Report every line below that holds the word "this".

Rows from a dataset of pages and code
——
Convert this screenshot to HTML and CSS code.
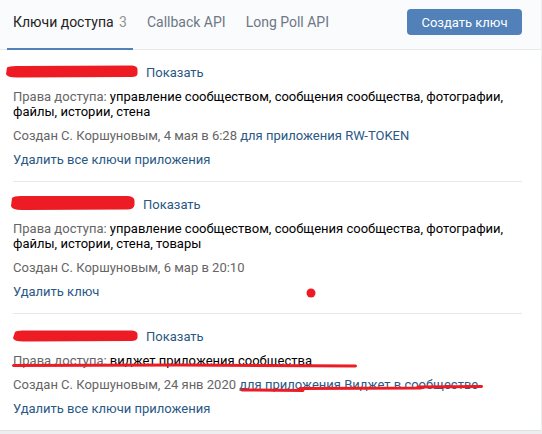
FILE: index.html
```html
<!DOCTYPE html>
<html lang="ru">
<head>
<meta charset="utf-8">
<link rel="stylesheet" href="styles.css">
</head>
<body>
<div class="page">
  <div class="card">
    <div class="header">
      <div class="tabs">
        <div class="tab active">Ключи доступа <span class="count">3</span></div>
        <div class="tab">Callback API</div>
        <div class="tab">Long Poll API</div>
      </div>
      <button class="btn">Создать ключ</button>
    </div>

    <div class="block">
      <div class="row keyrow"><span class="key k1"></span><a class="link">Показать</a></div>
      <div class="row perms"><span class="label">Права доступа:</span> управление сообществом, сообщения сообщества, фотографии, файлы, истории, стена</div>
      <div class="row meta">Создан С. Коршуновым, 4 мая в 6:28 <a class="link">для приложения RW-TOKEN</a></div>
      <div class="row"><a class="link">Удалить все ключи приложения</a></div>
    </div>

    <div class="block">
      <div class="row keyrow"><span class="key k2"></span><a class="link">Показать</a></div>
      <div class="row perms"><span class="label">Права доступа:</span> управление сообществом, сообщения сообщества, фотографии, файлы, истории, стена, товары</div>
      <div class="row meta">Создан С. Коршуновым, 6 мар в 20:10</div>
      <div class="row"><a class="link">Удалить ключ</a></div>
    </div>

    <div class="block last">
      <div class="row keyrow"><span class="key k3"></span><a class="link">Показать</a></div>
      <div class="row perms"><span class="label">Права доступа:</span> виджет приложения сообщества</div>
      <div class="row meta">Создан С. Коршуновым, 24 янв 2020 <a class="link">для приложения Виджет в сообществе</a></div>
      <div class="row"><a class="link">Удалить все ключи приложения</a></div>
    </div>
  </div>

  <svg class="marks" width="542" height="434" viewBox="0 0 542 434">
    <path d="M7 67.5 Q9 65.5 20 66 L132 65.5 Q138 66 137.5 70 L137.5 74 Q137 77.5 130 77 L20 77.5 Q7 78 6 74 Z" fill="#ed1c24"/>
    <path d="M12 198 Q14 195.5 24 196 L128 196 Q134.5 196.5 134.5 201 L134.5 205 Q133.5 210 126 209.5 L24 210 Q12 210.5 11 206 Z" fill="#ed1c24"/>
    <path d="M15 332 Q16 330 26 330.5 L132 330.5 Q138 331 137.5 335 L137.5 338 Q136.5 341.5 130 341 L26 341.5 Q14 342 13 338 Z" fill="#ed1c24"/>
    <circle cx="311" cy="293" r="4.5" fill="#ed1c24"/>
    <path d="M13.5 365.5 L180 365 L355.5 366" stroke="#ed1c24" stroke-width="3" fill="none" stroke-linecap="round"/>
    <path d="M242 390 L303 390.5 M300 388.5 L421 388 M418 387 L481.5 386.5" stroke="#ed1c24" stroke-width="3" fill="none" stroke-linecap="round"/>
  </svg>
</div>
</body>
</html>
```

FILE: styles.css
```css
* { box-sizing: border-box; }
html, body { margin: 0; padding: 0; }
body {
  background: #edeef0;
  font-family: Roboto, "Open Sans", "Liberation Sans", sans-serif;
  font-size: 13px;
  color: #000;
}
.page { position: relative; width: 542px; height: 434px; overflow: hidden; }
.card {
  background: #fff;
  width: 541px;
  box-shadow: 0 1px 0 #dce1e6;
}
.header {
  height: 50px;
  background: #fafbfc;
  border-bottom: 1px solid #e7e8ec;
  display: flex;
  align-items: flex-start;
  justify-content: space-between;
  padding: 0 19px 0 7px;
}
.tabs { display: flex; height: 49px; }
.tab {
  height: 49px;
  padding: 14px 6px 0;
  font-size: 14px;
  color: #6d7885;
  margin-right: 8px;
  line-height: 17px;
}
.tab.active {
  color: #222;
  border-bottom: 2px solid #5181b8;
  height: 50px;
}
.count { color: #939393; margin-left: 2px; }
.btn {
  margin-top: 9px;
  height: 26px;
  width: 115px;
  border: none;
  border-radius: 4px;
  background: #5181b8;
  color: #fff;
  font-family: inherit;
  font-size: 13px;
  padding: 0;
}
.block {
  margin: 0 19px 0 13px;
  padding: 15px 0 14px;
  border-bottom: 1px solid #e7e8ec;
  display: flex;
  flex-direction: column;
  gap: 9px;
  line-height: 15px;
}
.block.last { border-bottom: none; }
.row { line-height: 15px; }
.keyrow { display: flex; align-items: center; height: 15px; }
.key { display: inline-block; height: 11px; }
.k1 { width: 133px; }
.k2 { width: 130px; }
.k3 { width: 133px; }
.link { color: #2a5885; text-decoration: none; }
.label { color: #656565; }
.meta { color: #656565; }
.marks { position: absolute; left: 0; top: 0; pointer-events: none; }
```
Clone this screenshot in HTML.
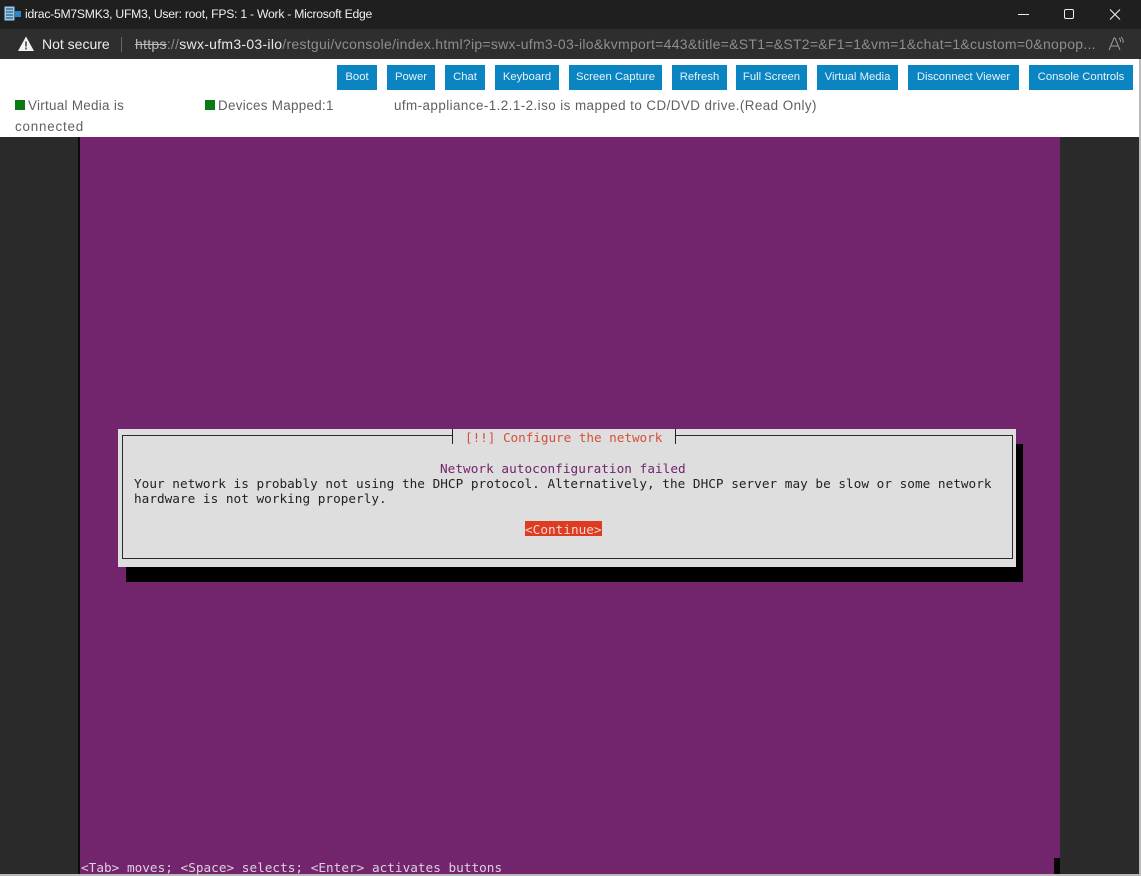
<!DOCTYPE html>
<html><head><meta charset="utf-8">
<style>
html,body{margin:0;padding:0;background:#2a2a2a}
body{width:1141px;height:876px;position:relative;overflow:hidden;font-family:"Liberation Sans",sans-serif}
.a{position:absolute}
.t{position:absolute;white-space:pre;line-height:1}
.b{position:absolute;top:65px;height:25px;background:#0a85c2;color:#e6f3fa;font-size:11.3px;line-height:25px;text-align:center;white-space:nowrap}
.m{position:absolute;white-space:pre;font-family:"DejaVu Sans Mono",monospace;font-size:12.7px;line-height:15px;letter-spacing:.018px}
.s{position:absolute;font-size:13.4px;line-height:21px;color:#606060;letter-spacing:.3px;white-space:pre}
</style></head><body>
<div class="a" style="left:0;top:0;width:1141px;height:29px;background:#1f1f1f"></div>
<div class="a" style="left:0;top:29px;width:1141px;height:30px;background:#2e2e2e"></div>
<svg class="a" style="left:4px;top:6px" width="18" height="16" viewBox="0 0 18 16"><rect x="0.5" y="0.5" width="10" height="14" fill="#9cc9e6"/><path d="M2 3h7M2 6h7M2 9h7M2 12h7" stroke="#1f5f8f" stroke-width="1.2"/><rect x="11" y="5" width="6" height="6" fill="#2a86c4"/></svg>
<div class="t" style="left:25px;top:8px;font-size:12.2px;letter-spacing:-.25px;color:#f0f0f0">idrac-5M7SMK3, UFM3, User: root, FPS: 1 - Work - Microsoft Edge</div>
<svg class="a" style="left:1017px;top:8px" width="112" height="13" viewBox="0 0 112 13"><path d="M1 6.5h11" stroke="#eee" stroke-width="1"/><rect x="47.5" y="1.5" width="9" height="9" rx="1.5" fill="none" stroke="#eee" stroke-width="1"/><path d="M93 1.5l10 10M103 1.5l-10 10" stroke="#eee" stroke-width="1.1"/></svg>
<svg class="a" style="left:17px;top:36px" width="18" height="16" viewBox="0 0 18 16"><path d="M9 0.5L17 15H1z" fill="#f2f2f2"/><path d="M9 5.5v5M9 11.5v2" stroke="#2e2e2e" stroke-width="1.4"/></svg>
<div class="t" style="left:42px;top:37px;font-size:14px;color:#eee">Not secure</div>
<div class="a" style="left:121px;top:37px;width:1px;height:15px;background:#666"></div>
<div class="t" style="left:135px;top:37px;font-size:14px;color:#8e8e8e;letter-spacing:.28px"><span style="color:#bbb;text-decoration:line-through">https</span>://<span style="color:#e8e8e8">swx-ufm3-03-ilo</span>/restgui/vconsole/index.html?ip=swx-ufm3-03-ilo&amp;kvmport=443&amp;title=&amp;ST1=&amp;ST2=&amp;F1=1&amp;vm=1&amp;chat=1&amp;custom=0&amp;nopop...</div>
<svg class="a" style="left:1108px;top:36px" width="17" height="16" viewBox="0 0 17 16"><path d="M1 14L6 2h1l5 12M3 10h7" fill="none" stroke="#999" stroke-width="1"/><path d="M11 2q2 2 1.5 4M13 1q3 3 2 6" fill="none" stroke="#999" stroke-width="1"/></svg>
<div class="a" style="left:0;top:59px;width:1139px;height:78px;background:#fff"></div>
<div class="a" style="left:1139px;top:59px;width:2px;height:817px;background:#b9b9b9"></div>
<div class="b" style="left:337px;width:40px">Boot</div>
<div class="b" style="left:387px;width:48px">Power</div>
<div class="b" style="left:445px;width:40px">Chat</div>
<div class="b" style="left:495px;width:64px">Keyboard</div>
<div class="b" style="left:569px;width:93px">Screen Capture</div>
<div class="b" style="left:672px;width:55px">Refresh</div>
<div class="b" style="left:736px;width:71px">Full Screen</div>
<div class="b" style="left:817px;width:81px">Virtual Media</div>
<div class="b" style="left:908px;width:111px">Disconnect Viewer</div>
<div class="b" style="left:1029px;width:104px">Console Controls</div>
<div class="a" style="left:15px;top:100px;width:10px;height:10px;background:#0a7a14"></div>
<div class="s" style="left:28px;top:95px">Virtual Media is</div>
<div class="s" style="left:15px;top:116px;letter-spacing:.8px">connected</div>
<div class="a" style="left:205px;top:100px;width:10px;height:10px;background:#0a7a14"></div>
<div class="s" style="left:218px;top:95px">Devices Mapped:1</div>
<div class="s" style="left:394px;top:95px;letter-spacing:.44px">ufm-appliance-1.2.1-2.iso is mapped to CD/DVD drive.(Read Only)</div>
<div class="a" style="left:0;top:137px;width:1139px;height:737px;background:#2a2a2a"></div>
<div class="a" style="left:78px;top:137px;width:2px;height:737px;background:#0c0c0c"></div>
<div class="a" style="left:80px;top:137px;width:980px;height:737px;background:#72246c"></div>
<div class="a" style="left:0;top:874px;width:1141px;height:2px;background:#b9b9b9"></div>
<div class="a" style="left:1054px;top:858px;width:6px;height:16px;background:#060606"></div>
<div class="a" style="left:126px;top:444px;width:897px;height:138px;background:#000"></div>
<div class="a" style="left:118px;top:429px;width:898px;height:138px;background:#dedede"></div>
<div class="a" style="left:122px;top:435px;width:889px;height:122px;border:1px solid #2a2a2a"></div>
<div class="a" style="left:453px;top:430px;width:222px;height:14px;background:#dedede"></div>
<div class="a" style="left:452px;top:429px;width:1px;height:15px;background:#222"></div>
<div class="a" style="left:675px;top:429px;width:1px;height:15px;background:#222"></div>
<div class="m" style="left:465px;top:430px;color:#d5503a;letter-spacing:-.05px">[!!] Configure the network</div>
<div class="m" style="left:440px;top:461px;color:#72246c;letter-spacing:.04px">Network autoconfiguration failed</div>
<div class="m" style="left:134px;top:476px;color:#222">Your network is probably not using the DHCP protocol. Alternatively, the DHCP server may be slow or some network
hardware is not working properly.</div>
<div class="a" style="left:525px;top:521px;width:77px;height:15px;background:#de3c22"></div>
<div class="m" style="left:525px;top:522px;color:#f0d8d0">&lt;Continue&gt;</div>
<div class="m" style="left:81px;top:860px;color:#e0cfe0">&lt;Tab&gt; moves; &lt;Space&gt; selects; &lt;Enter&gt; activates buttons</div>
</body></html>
——
▸ **Complete output**:
Convert this screenshot to HTML and CSS code.
Clone this screenshot in HTML.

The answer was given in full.